Launching a startup and building it is fraught with unforeseen risks. It calls for passion and commitment that extend beyond business goals, according to participants in a panel discussion at the Wharton India Economic Forumheld recently in Philadelphia. Four startup founders spoke about how they began their entrepreneurial journeys, found the right partners, went about raising capital and scaled their businesses. They shared stories of struggles to keep their ventures afloat when failure seemed imminent; battles against gender bias; and threats to work-life balance.
Cisco chairman emeritus John Chambers noted in a recent Knowledge@Wharton interview that more than 70% of all startups fail. Sometimes, when death seems near, survival might well be within reach if the startup team is enthusiastically involved. That is a lesson that a near-death experience at his startup taught Gautam Tambay, co-founder and CEO of Springboard, a three-year-old firm that provides online education courses in “new economy” skills such as data analytics and AI/machine learning. A couple of years after its founding, Springboard faced a crisis. Tambay and his team realized that though they had a good product and decent user reviews, usage was dropping, revenues were flat or declining, and they had only enough money to survive three months. They determined that their distribution model was flawed, and the only way out of the crisis was to raise more capital. If they failed to do so, Springboard would have to close.

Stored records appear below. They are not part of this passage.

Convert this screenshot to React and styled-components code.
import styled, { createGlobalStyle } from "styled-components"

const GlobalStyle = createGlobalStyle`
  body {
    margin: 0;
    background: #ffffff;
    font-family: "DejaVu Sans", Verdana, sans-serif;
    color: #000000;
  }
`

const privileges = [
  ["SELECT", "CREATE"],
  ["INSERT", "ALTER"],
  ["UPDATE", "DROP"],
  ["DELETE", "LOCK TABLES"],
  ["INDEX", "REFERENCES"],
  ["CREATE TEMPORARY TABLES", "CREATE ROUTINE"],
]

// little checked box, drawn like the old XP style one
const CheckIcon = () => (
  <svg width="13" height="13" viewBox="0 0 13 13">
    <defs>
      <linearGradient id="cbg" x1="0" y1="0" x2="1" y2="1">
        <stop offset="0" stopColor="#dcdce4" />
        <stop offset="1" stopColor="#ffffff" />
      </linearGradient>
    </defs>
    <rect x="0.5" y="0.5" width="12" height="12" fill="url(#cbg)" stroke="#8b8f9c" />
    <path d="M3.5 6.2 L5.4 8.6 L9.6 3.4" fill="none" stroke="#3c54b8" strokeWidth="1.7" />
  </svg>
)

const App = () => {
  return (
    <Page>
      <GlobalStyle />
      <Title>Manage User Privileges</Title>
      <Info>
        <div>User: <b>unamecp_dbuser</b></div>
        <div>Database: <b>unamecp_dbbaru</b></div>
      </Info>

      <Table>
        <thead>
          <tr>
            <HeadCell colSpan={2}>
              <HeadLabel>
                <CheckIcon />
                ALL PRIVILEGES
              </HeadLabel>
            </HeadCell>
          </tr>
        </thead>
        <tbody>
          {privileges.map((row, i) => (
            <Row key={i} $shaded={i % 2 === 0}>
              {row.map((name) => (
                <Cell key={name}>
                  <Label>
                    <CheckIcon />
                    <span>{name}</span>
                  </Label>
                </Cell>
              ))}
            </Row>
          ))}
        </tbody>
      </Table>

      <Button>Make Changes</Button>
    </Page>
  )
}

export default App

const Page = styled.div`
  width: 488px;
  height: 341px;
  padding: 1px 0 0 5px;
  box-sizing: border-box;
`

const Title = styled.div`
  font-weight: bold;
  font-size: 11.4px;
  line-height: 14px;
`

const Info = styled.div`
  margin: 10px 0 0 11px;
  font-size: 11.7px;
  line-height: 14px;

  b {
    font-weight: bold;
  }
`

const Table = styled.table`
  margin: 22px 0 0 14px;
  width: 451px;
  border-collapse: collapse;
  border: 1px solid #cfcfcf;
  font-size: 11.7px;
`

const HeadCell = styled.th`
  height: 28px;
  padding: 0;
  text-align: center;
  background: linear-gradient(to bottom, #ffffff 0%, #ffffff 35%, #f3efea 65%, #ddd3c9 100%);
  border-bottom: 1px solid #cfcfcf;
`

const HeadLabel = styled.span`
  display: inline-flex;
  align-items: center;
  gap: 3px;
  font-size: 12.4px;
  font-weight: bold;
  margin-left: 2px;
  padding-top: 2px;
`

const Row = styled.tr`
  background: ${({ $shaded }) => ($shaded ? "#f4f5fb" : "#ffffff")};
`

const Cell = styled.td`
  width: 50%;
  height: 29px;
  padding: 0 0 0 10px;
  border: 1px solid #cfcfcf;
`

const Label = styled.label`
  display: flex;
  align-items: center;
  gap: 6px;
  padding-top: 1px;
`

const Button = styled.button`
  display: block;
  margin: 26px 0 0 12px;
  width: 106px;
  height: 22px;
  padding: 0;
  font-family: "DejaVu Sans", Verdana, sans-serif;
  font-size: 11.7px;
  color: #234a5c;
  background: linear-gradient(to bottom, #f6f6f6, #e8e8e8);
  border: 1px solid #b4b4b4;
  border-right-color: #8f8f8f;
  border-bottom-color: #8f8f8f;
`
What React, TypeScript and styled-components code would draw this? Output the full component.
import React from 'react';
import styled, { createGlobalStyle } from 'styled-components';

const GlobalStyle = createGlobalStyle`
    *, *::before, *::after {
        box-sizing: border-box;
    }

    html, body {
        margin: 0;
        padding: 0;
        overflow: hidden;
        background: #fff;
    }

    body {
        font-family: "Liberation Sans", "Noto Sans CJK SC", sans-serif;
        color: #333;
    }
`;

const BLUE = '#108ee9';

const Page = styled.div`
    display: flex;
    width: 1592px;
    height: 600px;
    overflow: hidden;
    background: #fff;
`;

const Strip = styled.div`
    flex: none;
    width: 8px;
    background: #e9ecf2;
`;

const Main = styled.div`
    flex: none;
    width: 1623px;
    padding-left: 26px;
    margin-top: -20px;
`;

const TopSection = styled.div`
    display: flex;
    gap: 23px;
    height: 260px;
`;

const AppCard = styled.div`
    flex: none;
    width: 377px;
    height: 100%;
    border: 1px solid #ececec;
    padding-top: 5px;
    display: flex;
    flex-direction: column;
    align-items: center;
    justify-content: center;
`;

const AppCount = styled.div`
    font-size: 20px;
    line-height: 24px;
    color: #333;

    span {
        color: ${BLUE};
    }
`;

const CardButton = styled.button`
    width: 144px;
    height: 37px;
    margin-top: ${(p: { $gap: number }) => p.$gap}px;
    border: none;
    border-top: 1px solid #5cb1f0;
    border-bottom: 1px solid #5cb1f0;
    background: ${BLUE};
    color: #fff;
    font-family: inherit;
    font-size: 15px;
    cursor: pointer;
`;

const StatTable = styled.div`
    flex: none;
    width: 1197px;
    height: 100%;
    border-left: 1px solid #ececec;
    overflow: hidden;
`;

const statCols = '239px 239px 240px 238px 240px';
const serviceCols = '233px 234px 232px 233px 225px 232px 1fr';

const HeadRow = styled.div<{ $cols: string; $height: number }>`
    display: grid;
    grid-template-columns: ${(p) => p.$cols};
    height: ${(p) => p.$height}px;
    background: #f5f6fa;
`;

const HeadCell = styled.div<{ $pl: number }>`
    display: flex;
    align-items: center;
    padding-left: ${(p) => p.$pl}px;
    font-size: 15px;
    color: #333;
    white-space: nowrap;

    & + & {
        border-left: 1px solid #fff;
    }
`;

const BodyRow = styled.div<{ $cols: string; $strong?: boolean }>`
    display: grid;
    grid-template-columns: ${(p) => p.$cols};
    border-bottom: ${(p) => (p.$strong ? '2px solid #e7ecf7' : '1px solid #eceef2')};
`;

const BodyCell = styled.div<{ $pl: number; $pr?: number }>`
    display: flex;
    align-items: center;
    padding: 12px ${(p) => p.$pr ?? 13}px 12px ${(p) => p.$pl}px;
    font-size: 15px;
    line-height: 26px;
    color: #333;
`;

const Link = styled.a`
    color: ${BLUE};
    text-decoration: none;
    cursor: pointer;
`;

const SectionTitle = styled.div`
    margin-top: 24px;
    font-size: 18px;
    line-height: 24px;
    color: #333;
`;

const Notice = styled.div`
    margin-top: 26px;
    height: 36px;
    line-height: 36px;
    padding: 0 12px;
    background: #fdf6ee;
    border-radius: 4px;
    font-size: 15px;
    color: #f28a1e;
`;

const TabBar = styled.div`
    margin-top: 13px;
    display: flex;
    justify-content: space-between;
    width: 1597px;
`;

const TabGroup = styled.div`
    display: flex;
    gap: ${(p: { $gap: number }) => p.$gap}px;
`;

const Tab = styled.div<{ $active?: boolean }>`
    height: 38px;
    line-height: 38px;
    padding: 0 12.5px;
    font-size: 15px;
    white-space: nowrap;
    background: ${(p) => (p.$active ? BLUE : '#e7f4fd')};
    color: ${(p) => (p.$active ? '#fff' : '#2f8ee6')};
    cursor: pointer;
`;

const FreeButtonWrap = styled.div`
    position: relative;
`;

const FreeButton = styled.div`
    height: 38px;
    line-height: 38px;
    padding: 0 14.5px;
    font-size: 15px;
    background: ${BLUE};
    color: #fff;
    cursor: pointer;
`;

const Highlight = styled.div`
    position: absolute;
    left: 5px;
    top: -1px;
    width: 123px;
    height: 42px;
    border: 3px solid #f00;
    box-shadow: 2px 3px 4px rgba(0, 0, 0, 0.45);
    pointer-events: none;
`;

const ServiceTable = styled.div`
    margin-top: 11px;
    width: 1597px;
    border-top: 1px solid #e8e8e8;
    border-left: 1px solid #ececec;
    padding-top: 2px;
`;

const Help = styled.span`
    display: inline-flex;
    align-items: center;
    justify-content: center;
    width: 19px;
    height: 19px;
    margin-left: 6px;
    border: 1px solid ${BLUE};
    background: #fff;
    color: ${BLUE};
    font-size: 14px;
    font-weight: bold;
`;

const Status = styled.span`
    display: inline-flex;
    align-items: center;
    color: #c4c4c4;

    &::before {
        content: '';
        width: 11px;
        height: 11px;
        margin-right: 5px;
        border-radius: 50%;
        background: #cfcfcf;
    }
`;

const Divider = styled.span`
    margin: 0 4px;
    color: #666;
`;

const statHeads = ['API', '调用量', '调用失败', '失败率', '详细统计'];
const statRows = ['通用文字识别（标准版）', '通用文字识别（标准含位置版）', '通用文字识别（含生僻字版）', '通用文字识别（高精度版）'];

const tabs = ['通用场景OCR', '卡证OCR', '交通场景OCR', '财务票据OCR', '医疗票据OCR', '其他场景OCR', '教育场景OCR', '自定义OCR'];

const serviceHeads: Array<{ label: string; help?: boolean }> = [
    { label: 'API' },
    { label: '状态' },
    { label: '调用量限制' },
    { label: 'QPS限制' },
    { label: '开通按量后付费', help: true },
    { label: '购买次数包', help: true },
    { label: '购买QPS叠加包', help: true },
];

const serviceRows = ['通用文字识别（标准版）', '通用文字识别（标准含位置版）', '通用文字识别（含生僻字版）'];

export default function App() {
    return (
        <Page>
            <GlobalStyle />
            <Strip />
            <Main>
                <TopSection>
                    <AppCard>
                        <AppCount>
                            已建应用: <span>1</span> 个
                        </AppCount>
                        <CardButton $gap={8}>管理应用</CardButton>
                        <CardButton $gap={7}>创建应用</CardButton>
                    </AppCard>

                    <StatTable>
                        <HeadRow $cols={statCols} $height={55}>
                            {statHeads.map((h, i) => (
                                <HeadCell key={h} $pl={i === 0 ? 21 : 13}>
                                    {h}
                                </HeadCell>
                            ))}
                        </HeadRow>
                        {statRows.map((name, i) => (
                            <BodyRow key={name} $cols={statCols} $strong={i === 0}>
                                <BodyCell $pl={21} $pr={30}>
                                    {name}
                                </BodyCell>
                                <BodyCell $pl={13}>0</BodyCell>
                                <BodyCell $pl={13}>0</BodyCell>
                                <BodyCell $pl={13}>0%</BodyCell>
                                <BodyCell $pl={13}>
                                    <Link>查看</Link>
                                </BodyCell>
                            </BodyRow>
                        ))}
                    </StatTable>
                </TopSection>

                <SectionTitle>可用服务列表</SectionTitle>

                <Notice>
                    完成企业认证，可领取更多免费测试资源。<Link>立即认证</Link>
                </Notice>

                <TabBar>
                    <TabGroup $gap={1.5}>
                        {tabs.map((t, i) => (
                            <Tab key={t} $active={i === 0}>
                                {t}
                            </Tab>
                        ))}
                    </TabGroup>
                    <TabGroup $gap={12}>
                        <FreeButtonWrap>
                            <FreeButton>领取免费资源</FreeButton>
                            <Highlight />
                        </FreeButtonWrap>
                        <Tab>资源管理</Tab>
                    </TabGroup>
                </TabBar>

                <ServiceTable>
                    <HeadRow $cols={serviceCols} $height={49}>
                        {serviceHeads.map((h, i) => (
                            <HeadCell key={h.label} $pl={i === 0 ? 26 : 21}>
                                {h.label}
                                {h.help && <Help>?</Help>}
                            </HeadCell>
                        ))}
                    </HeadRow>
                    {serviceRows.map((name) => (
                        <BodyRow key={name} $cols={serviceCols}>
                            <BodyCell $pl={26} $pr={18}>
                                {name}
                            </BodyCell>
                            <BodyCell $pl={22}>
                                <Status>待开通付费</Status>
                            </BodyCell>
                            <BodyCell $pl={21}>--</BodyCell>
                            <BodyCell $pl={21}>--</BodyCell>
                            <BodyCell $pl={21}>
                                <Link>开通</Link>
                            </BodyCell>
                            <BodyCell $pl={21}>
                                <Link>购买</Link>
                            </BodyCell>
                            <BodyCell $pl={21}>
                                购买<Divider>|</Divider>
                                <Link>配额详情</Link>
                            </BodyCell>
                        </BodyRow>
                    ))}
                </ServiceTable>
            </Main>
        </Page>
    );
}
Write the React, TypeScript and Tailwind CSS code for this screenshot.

That was when the 20-person team — which was “young and hungry” — took Tambay and his co-founder, Parul Gupta, out to lunch. They said, “We’ve seen the numbers. They are not good, and you must be stressed. Why aren’t you involving us?” Tambay said he was afraid that sharing the firm’s troubles might have led the team to quit. The team members reassured the founders that “they wanted to be part of the story,” which is why they chose to work for a startup like Springboard and not for a big company. “That was one of the biggest lessons, [although] it was counter-intuitive to me at the time,” Tambay said. A more involved team then worked together to revive the firm’s fortunes, he added. He changed his approach from one of being “the umbrella to protect everybody from bad news” to one where “you let the bad news flow as soon as possible, so you get more people working on the problem.” With offices in San Francisco and Bangalore, Springboard has grown since that frightening experience. It has now trained more than 200,000 students in 77 countries.
Deciding to take the plunge into entrepreneurship and giving up the security of a regular paycheck is the first big challenge startup founders face. Before she began her entrepreneurial journey, Krishnan had worked in business and product development roles at large companies including Microsoft and Comcast, as a venture capital investor, and as an executive at venture-backed startups. “I had seen it being close to the founder, but not being the founder,” she said. For Krishnan, the prime driver was her passion to make an impact in the education space by using technology “to make learning more fun and engaging.” According to her, startup founders must ask themselves if they would pursue their venture even if they knew that they wouldn’t make “significant amounts of money. If that drives you, you will fight all the fights along the way to get to the end point,” she said.
Singhal’s entrepreneurial journey began in 1999 when he was a student at the Indian Institute of Technology in Kanpur where he won a business plan competition. He pursued his idea for seven years with little success before launching InMobi. “There’s no entrepreneurial gene in my family remotely,” he said, citing his middle-class upbringing; his father was a bank executive and his mother a homemaker.
“I had zero risk. The only risk was – what would my parents think about it? But that was manageable.” The security of a job could be compelling, he noted. “For all of us who think entrepreneurs are these geeky, rich people, the risk-adjusted probability return of a working professional is more than that of an entrepreneur.”
When Tambay had to choose between a career as a software engineer or becoming an entrepreneur, he followed a piece of advice someone had given him: “Find a person who is 10 or 15 years ahead of you or older than you and whose life you want – and then do what they did,” he said. That exercise didn’t take long: his models happened to be entrepreneurs. “I jumped right into it. I didn’t overthink it. If you want to be an entrepreneur, don’t overthink it.”